Without the pictures, output the records below word for word.

╭─ DATA SUPPLIED

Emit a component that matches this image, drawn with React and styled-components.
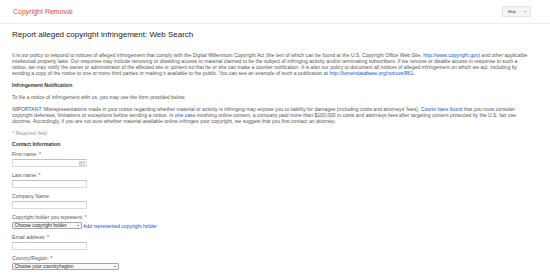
import React from 'react'
import styled, { createGlobalStyle } from 'styled-components'

const Global = createGlobalStyle`
  html, body {
    margin: 0;
    padding: 0;
    background: #fff;
  }
  body {
    font-family: Arial, "Liberation Sans", sans-serif;
    color: #555;
  }
`

const Header = styled.header`
  height: 24px;
  box-sizing: border-box;
  border-bottom: 1px solid #ebebeb;
  display: flex;
  align-items: center;
  justify-content: space-between;
  padding: 0 19px 0 13px;
`

const Brand = styled.div`
  font-size: 7px;
  color: #dd4b39;
`

const HelpButton = styled.button`
  width: 29px;
  height: 11px;
  box-sizing: border-box;
  border: 1px solid #e4e4e4;
  border-radius: 1px;
  background: #f5f5f5;
  color: #666;
  font-family: inherit;
  font-size: 3.6px;
  font-weight: bold;
  display: flex;
  align-items: center;
  justify-content: space-between;
  padding: 0 4px 0 5px;
`

const Caret = styled.span`
  width: 0;
  height: 0;
  border-left: 1.2px solid transparent;
  border-right: 1.2px solid transparent;
  border-top: 1.5px solid #777;
`

const Main = styled.main`
  padding: 6px 14px 0 12px;
`

const Title = styled.h1`
  margin: 0 0 12px;
  font-size: 8px;
  line-height: 10px;
  font-weight: normal;
  color: #222;
`

const Para = styled.p`
  margin: 0 0 ${p => p.$gap ?? 6}px;
  font-size: 5.1px;
  line-height: 6px;
`

const Subhead = styled(Para)`
  font-weight: bold;
  color: #333;
`

const Note = styled(Para)`
  font-style: italic;
  color: #999;
`

const Link = styled.a`
  color: #15c;
  text-decoration: none;
`

const Field = styled.div`
  display: flex;
  flex-direction: column;
  gap: 2px;
  margin-bottom: 5px;
`

const Label = styled.label`
  font-size: 5.1px;
  line-height: 6px;
`

const InputWrap = styled.div`
  position: relative;
  width: 75px;
`

const Input = styled.input`
  display: block;
  width: 75px;
  height: 8px;
  box-sizing: border-box;
  border: 1px solid #d9d9d9;
  border-top-color: #c0c0c0;
  padding: 0 2px;
  margin: 0;
  font-size: 4px;
  outline: none;
`

const CardIcon = styled.svg`
  position: absolute;
  right: 2px;
  top: 1.5px;
  width: 6px;
  height: 5px;
`

const SelectRow = styled.div`
  display: flex;
  align-items: center;
  gap: 1px;
`

const Select = styled.div`
  width: ${p => p.$width}px;
  height: 7px;
  box-sizing: border-box;
  border: 1px solid #a6a6a6;
  border-radius: 1px;
  background: #f8f8f8;
  font-size: 4.8px;
  line-height: 5px;
  color: #222;
  display: flex;
  align-items: center;
  justify-content: space-between;
  padding: 0 2px 0 1.5px;
`

const SmallCaret = styled.span`
  width: 0;
  height: 0;
  border-left: 1px solid transparent;
  border-right: 1px solid transparent;
  border-top: 1.3px solid #222;
`

const AddLink = styled(Link)`
  font-size: 5px;
  line-height: 6px;
`

export default function App() {
  return (
    <>
      <Global />
      <Header>
        <Brand>Copyright Removal</Brand>
        <HelpButton>
          Help
          <Caret />
        </HelpButton>
      </Header>
      <Main>
        <Title>Report alleged copyright infringement: Web Search</Title>
        <Para>
          It is our policy to respond to notices of alleged infringement that comply with the Digital Millennium
          Copyright Act (the text of which can be found at the U.S. Copyright Office Web Site,{' '}
          <Link href="#">http://www.copyright.gov</Link>) and other applicable intellectual property laws. Our
          response may include removing or disabling access to material claimed to be the subject of infringing
          activity and/or terminating subscribers. If we remove or disable access in response to such a
          <br />
          notice, we may notify the owner or administrator of the affected site or content so that he or she can make
          a counter notification. It is also our policy to document all notices of alleged infringement on which we
          act, including by
          <br />
          sending a copy of the notice to one or more third parties or making it available to the public. You can see
          an example of such a publication at <Link href="#">http://lumendatabase.org/notices/861</Link>.
        </Para>
        <Subhead>Infringement Notification</Subhead>
        <Para>To file a notice of infringement with us, you may use the form provided below.</Para>
        <Para>
          IMPORTANT: Misrepresentations made in your notice regarding whether material or activity is infringing may
          expose you to liability for damages (including costs and attorneys' fees).{' '}
          <Link href="#">Courts have found</Link> that you must consider copyright defenses, limitations or
          exceptions before sending a notice. In <Link href="#">one case</Link> involving online content, a company
          paid more than $100,000 in costs and attorneys fees after targeting content protected by the U.S. fair use
          doctrine. Accordingly, if you are not sure whether material available online infringes your copyright, we
          suggest that you first contact an attorney.
        </Para>
        <Note $gap={5}>* Required field</Note>
        <Subhead $gap={4}>Contact Information</Subhead>
        <Field>
          <Label>First name: *</Label>
          <InputWrap>
            <Input />
            <CardIcon viewBox="0 0 12 10">
              <rect x="0.5" y="0.5" width="11" height="9" rx="1" fill="none" stroke="#888" strokeWidth="1" />
              <circle cx="4" cy="4" r="1.5" fill="#888" />
              <path d="M1.8 8 Q4 5.5 6.2 8 Z" fill="#888" />
              <path d="M7.5 3.5 H10 M7.5 5.5 H10" stroke="#888" strokeWidth="1" />
            </CardIcon>
          </InputWrap>
        </Field>
        <Field>
          <Label>Last name: *</Label>
          <Input />
        </Field>
        <Field>
          <Label>Company Name:</Label>
          <Input />
        </Field>
        <Field>
          <Label>Copyright holder you represent: *</Label>
          <SelectRow>
            <Select $width={70}>
              Choose copyright holder
              <SmallCaret />
            </Select>
            <AddLink href="#">Add represented copyright holder</AddLink>
          </SelectRow>
        </Field>
        <Field>
          <Label>Email address: *</Label>
          <Input />
        </Field>
        <Field>
          <Label>Country/Region: *</Label>
          <Select $width={107}>
            Choose your country/region
            <SmallCaret />
          </Select>
        </Field>
      </Main>
    </>
  )
}
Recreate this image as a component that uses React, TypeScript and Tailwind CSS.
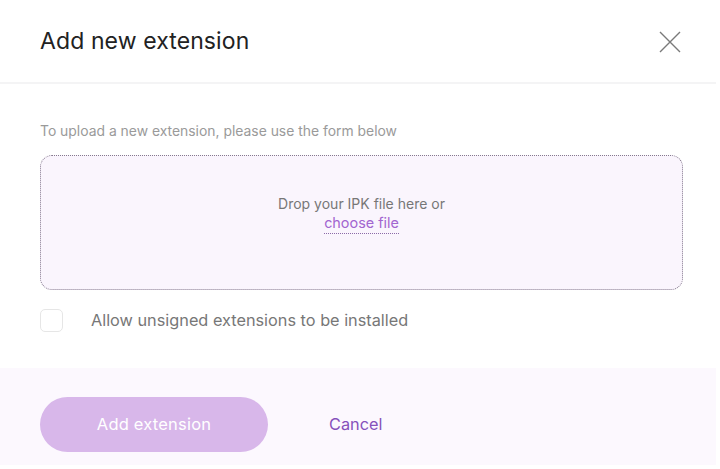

╰─

SOLUTION |
Emit a component that matches this image, drawn with React and styled-components.
import React from 'react'
import styled, { createGlobalStyle } from 'styled-components'

const Global = createGlobalStyle`
  html, body {
    margin: 0;
    padding: 0;
    background: #fff;
  }
  body {
    font-family: Arial, "Liberation Sans", sans-serif;
    color: #555;
  }
`

const Header = styled.header`
  height: 24px;
  box-sizing: border-box;
  border-bottom: 1px solid #ebebeb;
  display: flex;
  align-items: center;
  justify-content: space-between;
  padding: 0 19px 0 13px;
`

const Brand = styled.div`
  font-size: 7px;
  color: #dd4b39;
`

const HelpButton = styled.button`
  width: 29px;
  height: 11px;
  box-sizing: border-box;
  border: 1px solid #e4e4e4;
  border-radius: 1px;
  background: #f5f5f5;
  color: #666;
  font-family: inherit;
  font-size: 3.6px;
  font-weight: bold;
  display: flex;
  align-items: center;
  justify-content: space-between;
  padding: 0 4px 0 5px;
`

const Caret = styled.span`
  width: 0;
  height: 0;
  border-left: 1.2px solid transparent;
  border-right: 1.2px solid transparent;
  border-top: 1.5px solid #777;
`

const Main = styled.main`
  padding: 6px 14px 0 12px;
`

const Title = styled.h1`
  margin: 0 0 12px;
  font-size: 8px;
  line-height: 10px;
  font-weight: normal;
  color: #222;
`

const Para = styled.p`
  margin: 0 0 ${p => p.$gap ?? 6}px;
  font-size: 5.1px;
  line-height: 6px;
`

const Subhead = styled(Para)`
  font-weight: bold;
  color: #333;
`

const Note = styled(Para)`
  font-style: italic;
  color: #999;
`

const Link = styled.a`
  color: #15c;
  text-decoration: none;
`

const Field = styled.div`
  display: flex;
  flex-direction: column;
  gap: 2px;
  margin-bottom: 5px;
`

const Label = styled.label`
  font-size: 5.1px;
  line-height: 6px;
`

const InputWrap = styled.div`
  position: relative;
  width: 75px;
`

const Input = styled.input`
  display: block;
  width: 75px;
  height: 8px;
  box-sizing: border-box;
  border: 1px solid #d9d9d9;
  border-top-color: #c0c0c0;
  padding: 0 2px;
  margin: 0;
  font-size: 4px;
  outline: none;
`

const CardIcon = styled.svg`
  position: absolute;
  right: 2px;
  top: 1.5px;
  width: 6px;
  height: 5px;
`

const SelectRow = styled.div`
  display: flex;
  align-items: center;
  gap: 1px;
`

const Select = styled.div`
  width: ${p => p.$width}px;
  height: 7px;
  box-sizing: border-box;
  border: 1px solid #a6a6a6;
  border-radius: 1px;
  background: #f8f8f8;
  font-size: 4.8px;
  line-height: 5px;
  color: #222;
  display: flex;
  align-items: center;
  justify-content: space-between;
  padding: 0 2px 0 1.5px;
`

const SmallCaret = styled.span`
  width: 0;
  height: 0;
  border-left: 1px solid transparent;
  border-right: 1px solid transparent;
  border-top: 1.3px solid #222;
`

const AddLink = styled(Link)`
  font-size: 5px;
  line-height: 6px;
`

export default function App() {
  return (
    <>
      <Global />
      <Header>
        <Brand>Copyright Removal</Brand>
        <HelpButton>
          Help
          <Caret />
        </HelpButton>
      </Header>
      <Main>
        <Title>Report alleged copyright infringement: Web Search</Title>
        <Para>
          It is our policy to respond to notices of alleged infringement that comply with the Digital Millennium
          Copyright Act (the text of which can be found at the U.S. Copyright Office Web Site,{' '}
          <Link href="#">http://www.copyright.gov</Link>) and other applicable intellectual property laws. Our
          response may include removing or disabling access to material claimed to be the subject of infringing
          activity and/or terminating subscribers. If we remove or disable access in response to such a
          <br />
          notice, we may notify the owner or administrator of the affected site or content so that he or she can make
          a counter notification. It is also our policy to document all notices of alleged infringement on which we
          act, including by
          <br />
          sending a copy of the notice to one or more third parties or making it available to the public. You can see
          an example of such a publication at <Link href="#">http://lumendatabase.org/notices/861</Link>.
        </Para>
        <Subhead>Infringement Notification</Subhead>
        <Para>To file a notice of infringement with us, you may use the form provided below.</Para>
        <Para>
          IMPORTANT: Misrepresentations made in your notice regarding whether material or activity is infringing may
          expose you to liability for damages (including costs and attorneys' fees).{' '}
          <Link href="#">Courts have found</Link> that you must consider copyright defenses, limitations or
          exceptions before sending a notice. In <Link href="#">one case</Link> involving online content, a company
          paid more than $100,000 in costs and attorneys fees after targeting content protected by the U.S. fair use
          doctrine. Accordingly, if you are not sure whether material available online infringes your copyright, we
          suggest that you first contact an attorney.
        </Para>
        <Note $gap={5}>* Required field</Note>
        <Subhead $gap={4}>Contact Information</Subhead>
        <Field>
          <Label>First name: *</Label>
          <InputWrap>
            <Input />
            <CardIcon viewBox="0 0 12 10">
              <rect x="0.5" y="0.5" width="11" height="9" rx="1" fill="none" stroke="#888" strokeWidth="1" />
              <circle cx="4" cy="4" r="1.5" fill="#888" />
              <path d="M1.8 8 Q4 5.5 6.2 8 Z" fill="#888" />
              <path d="M7.5 3.5 H10 M7.5 5.5 H10" stroke="#888" strokeWidth="1" />
            </CardIcon>
          </InputWrap>
        </Field>
        <Field>
          <Label>Last name: *</Label>
          <Input />
        </Field>
        <Field>
          <Label>Company Name:</Label>
          <Input />
        </Field>
        <Field>
          <Label>Copyright holder you represent: *</Label>
          <SelectRow>
            <Select $width={70}>
              Choose copyright holder
              <SmallCaret />
            </Select>
            <AddLink href="#">Add represented copyright holder</AddLink>
          </SelectRow>
        </Field>
        <Field>
          <Label>Email address: *</Label>
          <Input />
        </Field>
        <Field>
          <Label>Country/Region: *</Label>
          <Select $width={107}>
            Choose your country/region
            <SmallCaret />
          </Select>
        </Field>
      </Main>
    </>
  )
}
Recreate this image as a component that uses React, TypeScript and Tailwind CSS.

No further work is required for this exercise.